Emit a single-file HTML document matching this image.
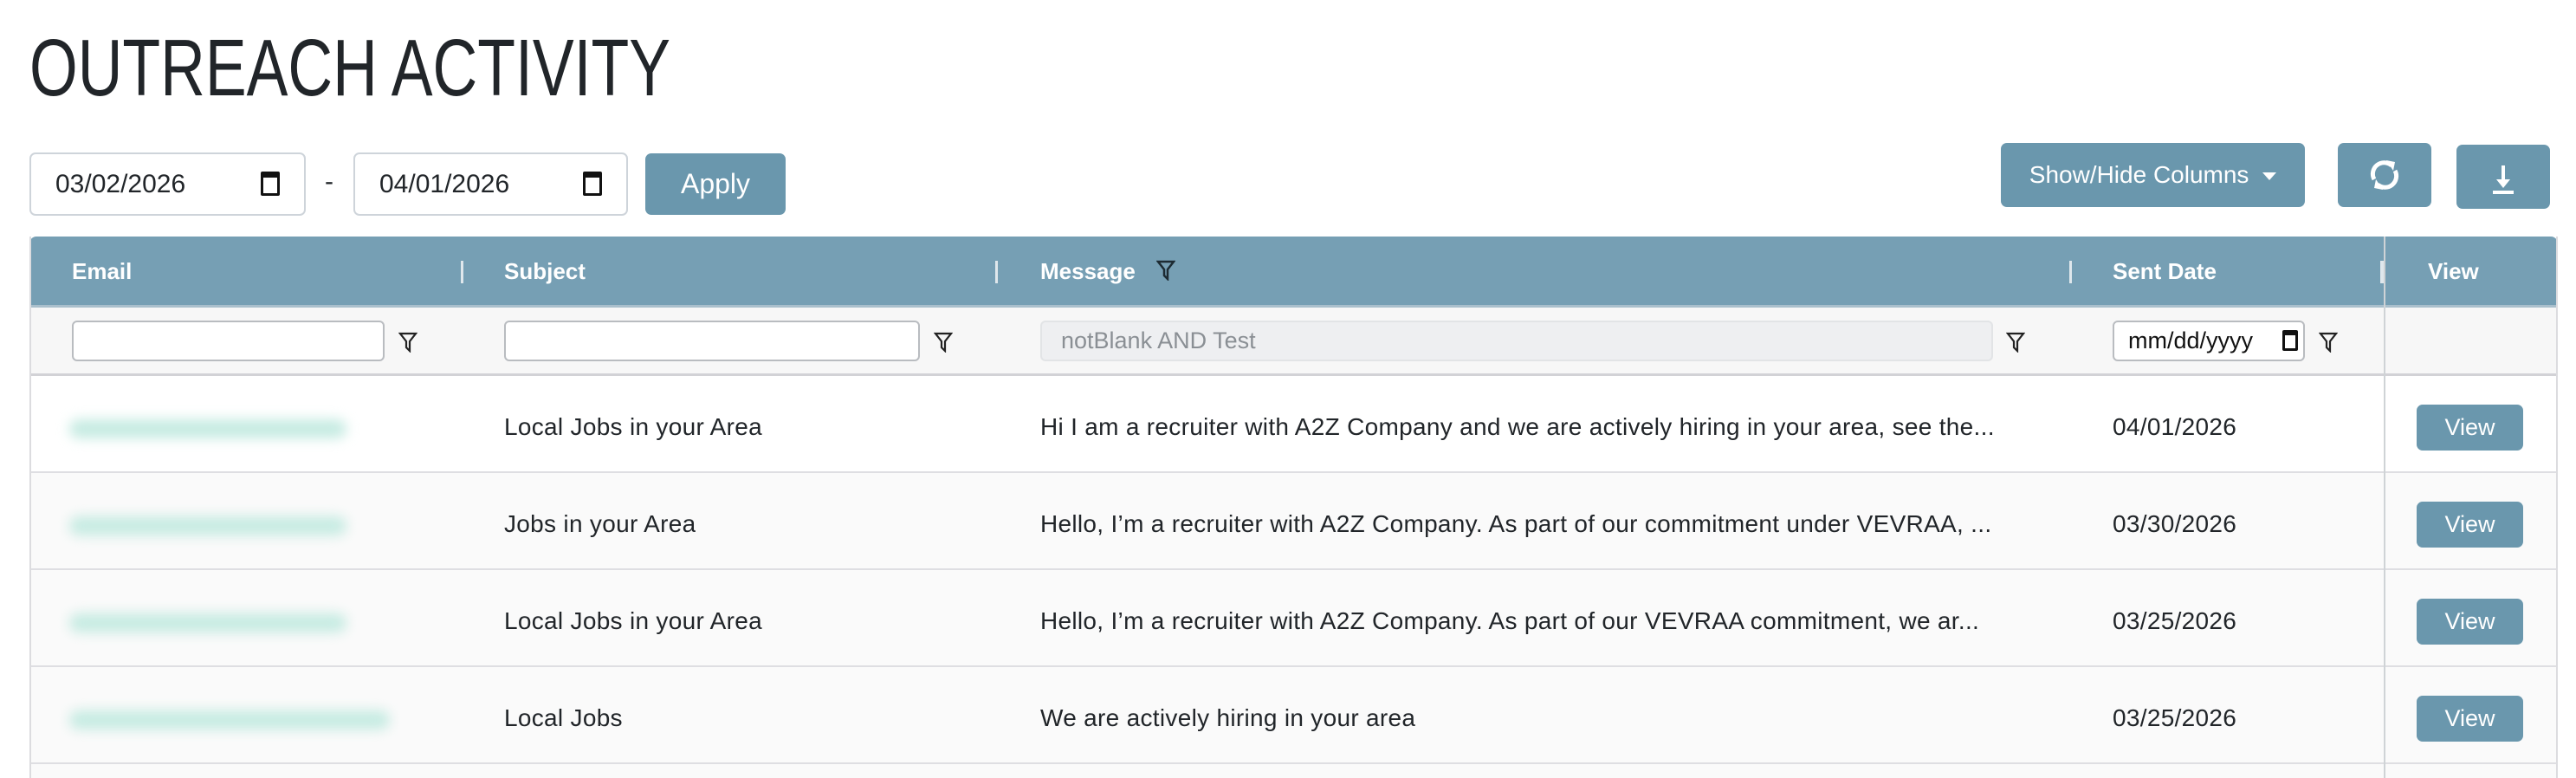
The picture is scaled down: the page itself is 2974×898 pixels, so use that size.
<!DOCTYPE html>
<html style="overflow:hidden;height:898px"><head><meta charset="utf-8"><style>
*{box-sizing:border-box;margin:0;padding:0}
body{width:2974px;height:898px;overflow:hidden;background:#fff;font-family:"Liberation Sans",sans-serif;color:#212529;position:relative}
.a{position:absolute}
.title{left:34px;top:28px;font-size:93px;line-height:100px;transform:scaleX(.77);transform-origin:left top;color:#212529;white-space:nowrap}
.date{border:2px solid #ced4da;border-radius:7px;height:73px;font-size:30px;padding:0 0 0 28px;line-height:69px;background:#fff}
.cal{position:absolute;right:28px;top:20px;width:22px;height:28px;border:3px solid #111;border-top-width:7px;border-radius:2px}
.btn{background:#6a97ad;color:#fff;border-radius:7px;text-align:center}
.hdr{left:34px;top:273px;width:2919px;height:82px;background:#769fb4;border-radius:8px 8px 0 0;border-bottom:3px solid #a9bfcc}
.h{color:#fff;font-weight:bold;font-size:26px;top:298px}
.sep{width:3px;height:26px;background:#dfe7ec;top:301px}
.frow{left:34px;top:355px;width:2919px;height:79px;background:#f7f7f7;border-bottom:3px solid #d2d2d6}
.inp{height:47px;top:370px;border:2px solid #b9bcc0;border-radius:6px;background:#fff}
.fun{top:383px;width:22px;height:24px}
.row{left:34px;width:2919px;height:112px;border-bottom:2px solid #dedee2}
.t{font-size:28px;white-space:nowrap;overflow:hidden;text-overflow:ellipsis;letter-spacing:0.3px}
.blur{height:22px;border-radius:11px;background:#c6ebe2;filter:blur(7px)}
.vb{left:2790px;width:123px;height:53px;line-height:53px;font-size:27px}
</style></head><body>
<div class="a title">OUTREACH ACTIVITY</div>

<div class="a date" style="left:34px;top:176px;width:319px">03/02/2026<span class="cal"></span></div>
<div class="a" style="left:375px;top:193px;font-size:30px">-</div>
<div class="a date" style="left:408px;top:176px;width:317px">04/01/2026<span class="cal"></span></div>
<div class="a btn" style="left:745px;top:177px;width:162px;height:71px;line-height:71px;font-size:32px">Apply</div>

<div class="a btn" style="left:2310px;top:165px;width:351px;height:74px;line-height:74px;font-size:28px">Show/Hide Columns <span style="display:inline-block;border:8px solid transparent;border-top:9px solid #fff;border-bottom:0;vertical-align:middle;margin-left:8px"></span></div>
<div class="a btn" style="left:2699px;top:165px;width:108px;height:74px">
<svg width="108" height="74" viewBox="0 0 108 74"><g fill="none" stroke="#fff" stroke-width="5"><path d="M42 42a13 13 0 0 1 20-16"/><path d="M66 32a13 13 0 0 1-20 16"/></g><path d="M56 20l10 2-2 10z" fill="#fff"/><path d="M52 54l-10-2 2-10z" fill="#fff"/></svg></div>
<div class="a btn" style="left:2836px;top:167px;width:108px;height:74px">
<svg width="108" height="74" viewBox="0 0 108 74"><path d="M54 24v22" stroke="#fff" stroke-width="4"/><path d="M46 40l8 10 8-10z" fill="#fff"/><path d="M42 55h24" stroke="#fff" stroke-width="4"/></svg></div>

<div class="a hdr"></div>
<div class="a h" style="left:83px">Email</div>
<div class="a sep" style="left:532px"></div>
<div class="a h" style="left:582px">Subject</div>
<div class="a sep" style="left:1149px"></div>
<div class="a h" style="left:1201px">Message</div>
<svg class="a" style="left:1335px;top:300px" width="22" height="24" viewBox="0 0 22 24"><path d="M2 2h18l-7 9v11l-4-4v-7z" fill="none" stroke="#1d2b33" stroke-width="2.5"/></svg>
<div class="a sep" style="left:2389px"></div>
<div class="a h" style="left:2439px">Sent Date</div>
<div class="a sep" style="left:2748px;width:6px"></div>
<div class="a" style="left:2752px;top:273px;width:2px;height:625px;background:#cfd3d6"></div>
<div class="a h" style="left:2803px">View</div>

<div class="a frow"></div>
<div class="a inp" style="left:83px;width:361px"></div>
<div class="a inp" style="left:582px;width:480px"></div>
<div class="a inp" style="left:1201px;width:1100px;background:#eeeff1;border-color:#e2e4e6;font-size:27px;color:#8a8f94;line-height:43px;padding-left:22px">notBlank AND Test</div>
<div class="a inp" style="left:2439px;width:222px;font-size:27px;line-height:43px;padding-left:16px;color:#111">mm/dd/yyyy<span style="position:absolute;right:6px;top:9px;width:18px;height:24px;border:3px solid #111;border-top-width:6px;border-radius:2px"></span></div>
<svg class="a fun" style="left:460px" viewBox="0 0 22 24"><path d="M2 2h18l-7 9v11l-4-4v-7z" fill="none" stroke="#222" stroke-width="2.2"/></svg>
<svg class="a fun" style="left:1078px" viewBox="0 0 22 24"><path d="M2 2h18l-7 9v11l-4-4v-7z" fill="none" stroke="#222" stroke-width="2.2"/></svg>
<svg class="a fun" style="left:2316px" viewBox="0 0 22 24"><path d="M2 2h18l-7 9v11l-4-4v-7z" fill="none" stroke="#222" stroke-width="2.2"/></svg>
<svg class="a fun" style="left:2677px" viewBox="0 0 22 24"><path d="M2 2h18l-7 9v11l-4-4v-7z" fill="none" stroke="#222" stroke-width="2.2"/></svg>

<div class="a row" style="top:434px;background:#fff"></div>
<div class="a row" style="top:546px;background:#fafafa"></div>
<div class="a row" style="top:658px;background:#fafafa"></div>
<div class="a row" style="top:770px;background:#fafafa"></div>
<div class="a" style="left:34px;top:882px;width:2919px;height:16px;background:#fafafa"></div>
<div class="a" style="left:34px;top:273px;width:2px;height:625px;background:#dcdcdf"></div>
<div class="a" style="left:2951px;top:273px;width:2px;height:625px;background:#dcdcdf"></div>
<div class="a" style="left:2752px;top:355px;width:2px;height:543px;background:#cfd3d6"></div>

<div class="a blur" style="left:80px;top:484px;width:320px"></div>
<div class="a blur" style="left:80px;top:596px;width:320px"></div>
<div class="a blur" style="left:80px;top:708px;width:320px"></div>
<div class="a blur" style="left:80px;top:820px;width:370px"></div>

<div class="a t" style="left:582px;top:477px">Local Jobs in your Area</div>
<div class="a t" style="left:1201px;top:477px;width:1145px">Hi I am a recruiter with A2Z Company and we are actively hiring in your area, see the...</div>
<div class="a t" style="left:2439px;top:477px">04/01/2026</div>
<div class="a btn vb" style="top:467px">View</div>

<div class="a t" style="left:582px;top:589px">Jobs in your Area</div>
<div class="a t" style="left:1201px;top:589px;width:1145px">Hello, I’m a recruiter with A2Z Company. As part of our commitment under VEVRAA, ...</div>
<div class="a t" style="left:2439px;top:589px">03/30/2026</div>
<div class="a btn vb" style="top:579px">View</div>

<div class="a t" style="left:582px;top:701px">Local Jobs in your Area</div>
<div class="a t" style="left:1201px;top:701px;width:1145px">Hello, I’m a recruiter with A2Z Company. As part of our VEVRAA commitment, we ar...</div>
<div class="a t" style="left:2439px;top:701px">03/25/2026</div>
<div class="a btn vb" style="top:691px">View</div>

<div class="a t" style="left:582px;top:813px">Local Jobs</div>
<div class="a t" style="left:1201px;top:813px;width:1145px">We are actively hiring in your area</div>
<div class="a t" style="left:2439px;top:813px">03/25/2026</div>
<div class="a btn vb" style="top:803px">View</div>
</body></html>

____________

▶ THE TASK: Print the full listing exactly, dropping the pictures.

▶ REPLY:
Emit a single-file HTML document matching this image.
The picture is scaled down: the page itself is 2974×898 pixels, so use that size.
<!DOCTYPE html>
<html style="overflow:hidden;height:898px"><head><meta charset="utf-8"><style>
*{box-sizing:border-box;margin:0;padding:0}
body{width:2974px;height:898px;overflow:hidden;background:#fff;font-family:"Liberation Sans",sans-serif;color:#212529;position:relative}
.a{position:absolute}
.title{left:34px;top:28px;font-size:93px;line-height:100px;transform:scaleX(.77);transform-origin:left top;color:#212529;white-space:nowrap}
.date{border:2px solid #ced4da;border-radius:7px;height:73px;font-size:30px;padding:0 0 0 28px;line-height:69px;background:#fff}
.cal{position:absolute;right:28px;top:20px;width:22px;height:28px;border:3px solid #111;border-top-width:7px;border-radius:2px}
.btn{background:#6a97ad;color:#fff;border-radius:7px;text-align:center}
.hdr{left:34px;top:273px;width:2919px;height:82px;background:#769fb4;border-radius:8px 8px 0 0;border-bottom:3px solid #a9bfcc}
.h{color:#fff;font-weight:bold;font-size:26px;top:298px}
.sep{width:3px;height:26px;background:#dfe7ec;top:301px}
.frow{left:34px;top:355px;width:2919px;height:79px;background:#f7f7f7;border-bottom:3px solid #d2d2d6}
.inp{height:47px;top:370px;border:2px solid #b9bcc0;border-radius:6px;background:#fff}
.fun{top:383px;width:22px;height:24px}
.row{left:34px;width:2919px;height:112px;border-bottom:2px solid #dedee2}
.t{font-size:28px;white-space:nowrap;overflow:hidden;text-overflow:ellipsis;letter-spacing:0.3px}
.blur{height:22px;border-radius:11px;background:#c6ebe2;filter:blur(7px)}
.vb{left:2790px;width:123px;height:53px;line-height:53px;font-size:27px}
</style></head><body>
<div class="a title">OUTREACH ACTIVITY</div>

<div class="a date" style="left:34px;top:176px;width:319px">03/02/2026<span class="cal"></span></div>
<div class="a" style="left:375px;top:193px;font-size:30px">-</div>
<div class="a date" style="left:408px;top:176px;width:317px">04/01/2026<span class="cal"></span></div>
<div class="a btn" style="left:745px;top:177px;width:162px;height:71px;line-height:71px;font-size:32px">Apply</div>

<div class="a btn" style="left:2310px;top:165px;width:351px;height:74px;line-height:74px;font-size:28px">Show/Hide Columns <span style="display:inline-block;border:8px solid transparent;border-top:9px solid #fff;border-bottom:0;vertical-align:middle;margin-left:8px"></span></div>
<div class="a btn" style="left:2699px;top:165px;width:108px;height:74px">
<svg width="108" height="74" viewBox="0 0 108 74"><g fill="none" stroke="#fff" stroke-width="5"><path d="M42 42a13 13 0 0 1 20-16"/><path d="M66 32a13 13 0 0 1-20 16"/></g><path d="M56 20l10 2-2 10z" fill="#fff"/><path d="M52 54l-10-2 2-10z" fill="#fff"/></svg></div>
<div class="a btn" style="left:2836px;top:167px;width:108px;height:74px">
<svg width="108" height="74" viewBox="0 0 108 74"><path d="M54 24v22" stroke="#fff" stroke-width="4"/><path d="M46 40l8 10 8-10z" fill="#fff"/><path d="M42 55h24" stroke="#fff" stroke-width="4"/></svg></div>

<div class="a hdr"></div>
<div class="a h" style="left:83px">Email</div>
<div class="a sep" style="left:532px"></div>
<div class="a h" style="left:582px">Subject</div>
<div class="a sep" style="left:1149px"></div>
<div class="a h" style="left:1201px">Message</div>
<svg class="a" style="left:1335px;top:300px" width="22" height="24" viewBox="0 0 22 24"><path d="M2 2h18l-7 9v11l-4-4v-7z" fill="none" stroke="#1d2b33" stroke-width="2.5"/></svg>
<div class="a sep" style="left:2389px"></div>
<div class="a h" style="left:2439px">Sent Date</div>
<div class="a sep" style="left:2748px;width:6px"></div>
<div class="a" style="left:2752px;top:273px;width:2px;height:625px;background:#cfd3d6"></div>
<div class="a h" style="left:2803px">View</div>

<div class="a frow"></div>
<div class="a inp" style="left:83px;width:361px"></div>
<div class="a inp" style="left:582px;width:480px"></div>
<div class="a inp" style="left:1201px;width:1100px;background:#eeeff1;border-color:#e2e4e6;font-size:27px;color:#8a8f94;line-height:43px;padding-left:22px">notBlank AND Test</div>
<div class="a inp" style="left:2439px;width:222px;font-size:27px;line-height:43px;padding-left:16px;color:#111">mm/dd/yyyy<span style="position:absolute;right:6px;top:9px;width:18px;height:24px;border:3px solid #111;border-top-width:6px;border-radius:2px"></span></div>
<svg class="a fun" style="left:460px" viewBox="0 0 22 24"><path d="M2 2h18l-7 9v11l-4-4v-7z" fill="none" stroke="#222" stroke-width="2.2"/></svg>
<svg class="a fun" style="left:1078px" viewBox="0 0 22 24"><path d="M2 2h18l-7 9v11l-4-4v-7z" fill="none" stroke="#222" stroke-width="2.2"/></svg>
<svg class="a fun" style="left:2316px" viewBox="0 0 22 24"><path d="M2 2h18l-7 9v11l-4-4v-7z" fill="none" stroke="#222" stroke-width="2.2"/></svg>
<svg class="a fun" style="left:2677px" viewBox="0 0 22 24"><path d="M2 2h18l-7 9v11l-4-4v-7z" fill="none" stroke="#222" stroke-width="2.2"/></svg>

<div class="a row" style="top:434px;background:#fff"></div>
<div class="a row" style="top:546px;background:#fafafa"></div>
<div class="a row" style="top:658px;background:#fafafa"></div>
<div class="a row" style="top:770px;background:#fafafa"></div>
<div class="a" style="left:34px;top:882px;width:2919px;height:16px;background:#fafafa"></div>
<div class="a" style="left:34px;top:273px;width:2px;height:625px;background:#dcdcdf"></div>
<div class="a" style="left:2951px;top:273px;width:2px;height:625px;background:#dcdcdf"></div>
<div class="a" style="left:2752px;top:355px;width:2px;height:543px;background:#cfd3d6"></div>

<div class="a blur" style="left:80px;top:484px;width:320px"></div>
<div class="a blur" style="left:80px;top:596px;width:320px"></div>
<div class="a blur" style="left:80px;top:708px;width:320px"></div>
<div class="a blur" style="left:80px;top:820px;width:370px"></div>

<div class="a t" style="left:582px;top:477px">Local Jobs in your Area</div>
<div class="a t" style="left:1201px;top:477px;width:1145px">Hi I am a recruiter with A2Z Company and we are actively hiring in your area, see the...</div>
<div class="a t" style="left:2439px;top:477px">04/01/2026</div>
<div class="a btn vb" style="top:467px">View</div>

<div class="a t" style="left:582px;top:589px">Jobs in your Area</div>
<div class="a t" style="left:1201px;top:589px;width:1145px">Hello, I’m a recruiter with A2Z Company. As part of our commitment under VEVRAA, ...</div>
<div class="a t" style="left:2439px;top:589px">03/30/2026</div>
<div class="a btn vb" style="top:579px">View</div>

<div class="a t" style="left:582px;top:701px">Local Jobs in your Area</div>
<div class="a t" style="left:1201px;top:701px;width:1145px">Hello, I’m a recruiter with A2Z Company. As part of our VEVRAA commitment, we ar...</div>
<div class="a t" style="left:2439px;top:701px">03/25/2026</div>
<div class="a btn vb" style="top:691px">View</div>

<div class="a t" style="left:582px;top:813px">Local Jobs</div>
<div class="a t" style="left:1201px;top:813px;width:1145px">We are actively hiring in your area</div>
<div class="a t" style="left:2439px;top:813px">03/25/2026</div>
<div class="a btn vb" style="top:803px">View</div>
</body></html>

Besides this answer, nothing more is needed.